Recently Reuters published an article highlighting the legal battle over faith-based adoption agencies that decline to place children with same-sex couples.

Nationwide, we have seen efforts at the state and local levels to force Christian adoption agencies to violate their deeply-held convictions about family and child welfare.

In Michigan, for example, St. Vincent Catholic Charities and Bethany Christian Services both found themselves at odds with government policies over the placement of adoptive and foster children.

At World magazine, Jamie Dean wrote last October,

“[E]arlier this year, the Christian groups faced a government ultimatum: accept applications from same-sex couples for foster care and foster care adoption or lose the legal right to conduct foster care in Michigan. The Catholic group refused. Bethany complied. “

Since then, Dean writes, St. Vincent has challenged the government policies and won a preliminary injunction in its favor in September.

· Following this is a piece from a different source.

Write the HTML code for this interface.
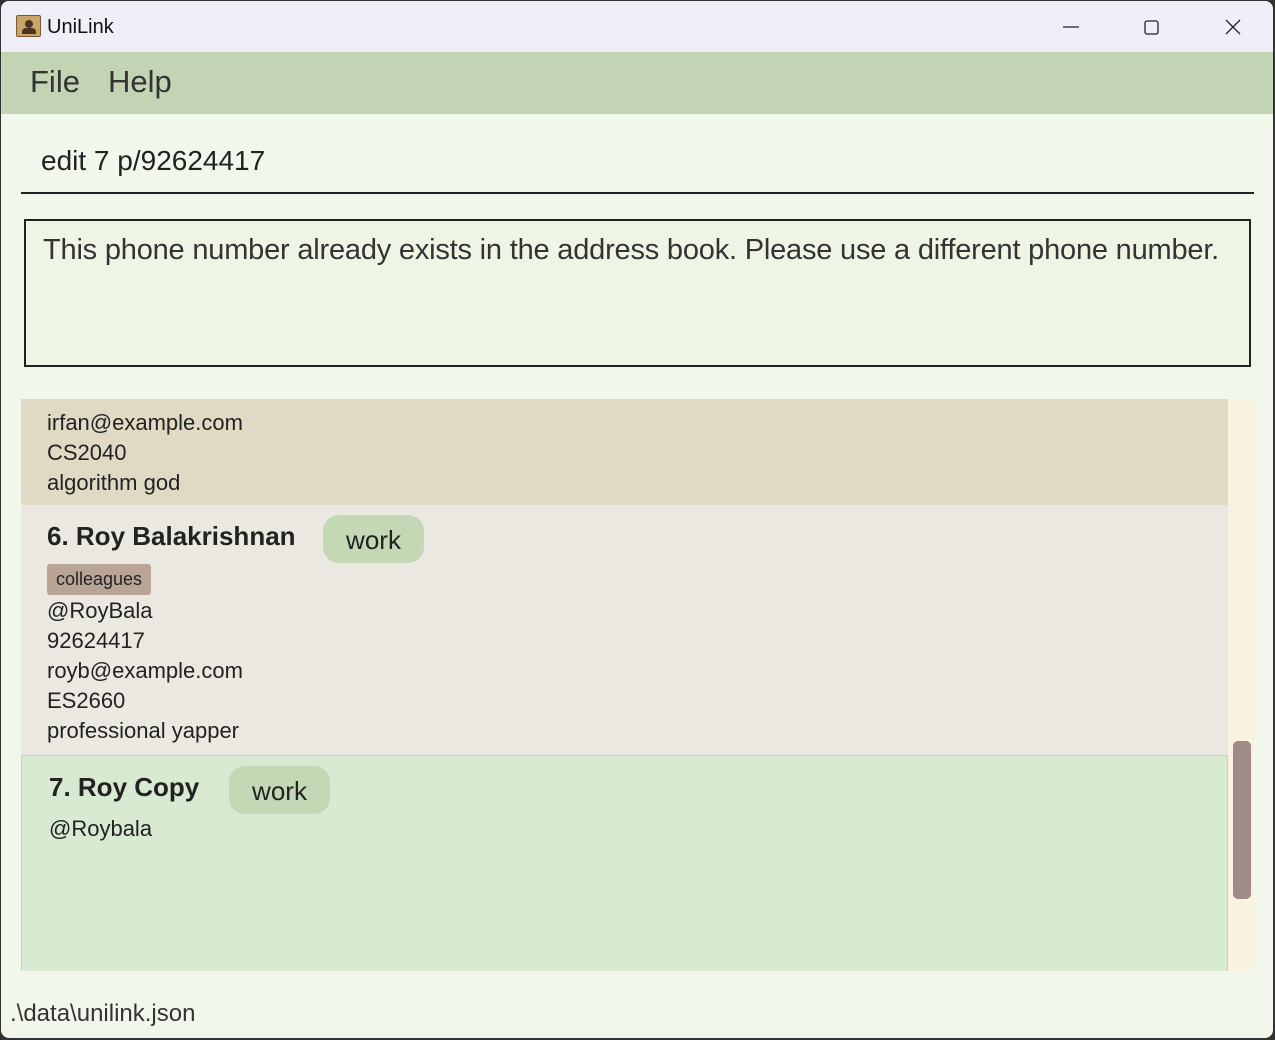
<!DOCTYPE html>
<html><head><style>
*{margin:0;padding:0;box-sizing:border-box}
body{width:1275px;height:1040px;background:#333;font-family:"Liberation Sans",sans-serif;position:relative;overflow:hidden}
.win{position:absolute;left:1px;top:1px;width:1272px;height:1037px;background:#f2f7ec;border-radius:8px 8px 8px 8px;overflow:hidden}
.title{position:absolute;left:0;top:0;width:100%;height:51px;background:#f0eef6}
.menu{position:absolute;left:0;top:51px;width:100%;height:62px;background:#c2d4b3}
.abs{position:absolute;white-space:nowrap}
</style></head><body>
<div class="win">
<div class="title">
<div class="abs" style="left:15px;top:14px;width:25px;height:22px;background:#c9a468;border:1px solid #7a5a30;border-radius:2px"><div style="position:absolute;left:8px;top:4px;width:8px;height:8px;border-radius:50%;background:#4a3520"></div><div style="position:absolute;left:5px;top:12px;width:14px;height:6px;background:#4a3520;border-radius:4px 4px 0 0"></div></div>
<div class="abs" style="left:46px;top:15px;font-size:20px;color:#111">UniLink</div>
<svg class="abs" style="left:1060px;top:17px" width="190" height="20"><line x1="2" y1="9" x2="18" y2="9" stroke="#222" stroke-width="1.2"/><rect x="84" y="3" width="13" height="13" rx="2" fill="none" stroke="#222" stroke-width="1.3"/><path d="M165 2 L179 16 M179 2 L165 16" stroke="#222" stroke-width="1.3"/></svg>
</div>
<div class="menu">
<div class="abs" style="left:29px;top:12px;font-size:31px;color:#333">File</div>
<div class="abs" style="left:107px;top:12px;font-size:31px;color:#333">Help</div>
</div>
<div class="abs" style="left:40px;top:144px;font-size:28px;color:#222">edit 7 p/92624417</div>
<div class="abs" style="left:20px;top:191px;width:1233px;height:2px;background:#222"></div>
<div class="abs" style="left:23px;top:218px;width:1227px;height:148px;border:2px solid #222;background:#eff5e5"></div>
<div class="abs" style="left:42px;top:233px;font-size:29px;color:#333;letter-spacing:-0.2px">This phone number already exists in the address book. Please use a different phone number.</div>
<div class="abs" style="left:20px;top:398px;width:1207px;height:106px;background:#e0dac4"></div>
<div class="abs" style="left:46px;top:407px;font-size:22px;line-height:30px;color:#222">irfan@example.com<br>CS2040<br>algorithm god</div>
<div class="abs" style="left:20px;top:504px;width:1207px;height:250px;background:#ebe8e1"></div>
<div class="abs" style="left:46px;top:520px;font-size:26px;font-weight:bold;color:#222">6. Roy Balakrishnan</div>
<div class="abs" style="left:322px;top:514px;width:101px;height:48px;border-radius:16px;background:#c5d8b5;font-size:26px;color:#222;text-align:center;line-height:50px">work</div>
<div class="abs" style="left:46px;top:563px;width:104px;height:31px;border-radius:3px;background:#b8a595;font-size:18px;color:#222;text-align:center;line-height:31px">colleagues</div>
<div class="abs" style="left:46px;top:595px;font-size:22px;line-height:30px;color:#222">@RoyBala<br>92624417<br>royb@example.com<br>ES2660<br>professional yapper</div>
<div class="abs" style="left:20px;top:754px;width:1207px;height:216px;background:#d9ead3;border:1px solid #bcd3d8;border-bottom:none"></div>
<div class="abs" style="left:48px;top:771px;font-size:26px;font-weight:bold;color:#222">7. Roy Copy</div>
<div class="abs" style="left:228px;top:765px;width:101px;height:48px;border-radius:16px;background:#c5d8b5;font-size:26px;color:#222;text-align:center;line-height:50px">work</div>
<div class="abs" style="left:48px;top:815px;font-size:22px;color:#222">@Roybala</div>
<div class="abs" style="left:1227px;top:398px;width:26px;height:572px;background:#faf2e0"></div>
<div class="abs" style="left:1232px;top:740px;width:18px;height:158px;border-radius:5px;background:#a08a88"></div>
<div class="abs" style="left:9px;top:999px;font-size:24px;color:#333">.\data\unilink.json</div>
</div>
</body></html>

A similar case is playing out in Philadelphia, where city officials have targeted faith-based adoption and foster care agencies.

According to Reuters, the U.S. Supreme Court will hear the Philadelphia case during its next term that begins in October.

And late last year the federal Department of Health and Human Services proposed a new rule that lets adoption and foster care agencies operate according to their religious beliefs.

The rule might help give faith-based adoption agencies a reprieve from being targeted for their beliefs.

We know from experience that children raised in same-sex households do not fare as well as children raised with a married mom and dad.

A 2015 study published in the British Journal of Education, Society, and Behavioral Research concluded that emotional problems were more than twice as prevalent among children with same-sex parents as opposed to children with opposite-sex parents.

Among other things, the study found children ages 4 – 17 years with same-sex parents were more likely:

  • To see a mental health professional;
  • To report higher rates of ADHD;
  • To suffer from learning disabilities;
  • To suffer from serious emotional problems.

To put it simply, there’s no substitute for having a mom and a dad.